Okay so essentially the reason I bring it up is that the city itself is an isolated entity of quite a few people after a plague. No one has stepped foot outside the city in hundreds of years and they have forgotten what the world outside the city was like and are afraid of it. Also they engineered their own crops and trade goods and have a "utopian-esque" society, with the obvious dark underbelly.

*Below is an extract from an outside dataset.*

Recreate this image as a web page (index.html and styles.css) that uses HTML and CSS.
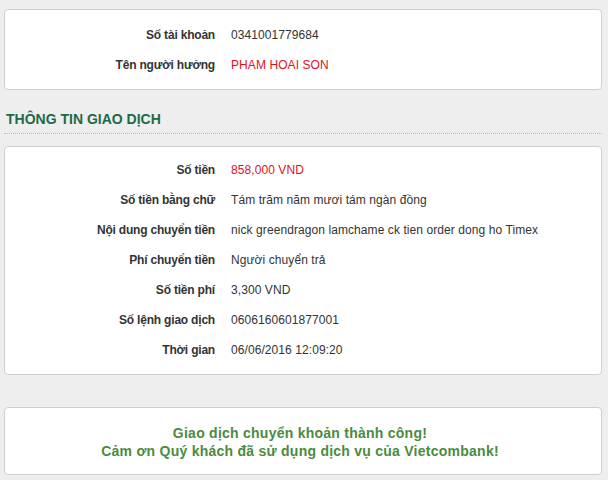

This gives you a few models and choices to pick up, such as ideas on rituals that produce crops so as to not need trade from outside the city, as well as specially kept sections of the rivers within city walls that they culture seafood and the like. With rituals and magic in general it isn't far fetched idea that maybe the city has used magic for x hundred years to keep its self self sufficient, and now the supplies or magic components for the rituals are running out (think fossil fuels now, such as I dunno OIL) and now prices are going up and life itself is getting interrupted by the shift in economics. So suddenly the various guilds have to gain some new source of wealth and produce to fuel their power schemes. This gives you both a reason to send out pcs to find some of the forgotten towns as well as recources and gives you political machinations to work with. ALso there is a campaign idea on the wizards forum called Let the residium flow, that opens up some of the ideas for you (a good read) that if you remove the airships and the communication between towns, it works for what you need.
 

the Jester

Legend
One thing that I'd suggest is that your city be half-empty (or even more). In other words, long ago the city hosted 12,000 people. Now, though, only about 3000 people remain- much of the city has been cannibalized, or is in ruins. Occasionally, monsters can come out of some of these ruined buildings. :) Some of the area within the city can thus be turned into farmland, and it really helps you maintain the illusion that your city could feed itself. (A big city, even with trade with the surrounding countryside, would have a hard time without trade with areas further out.)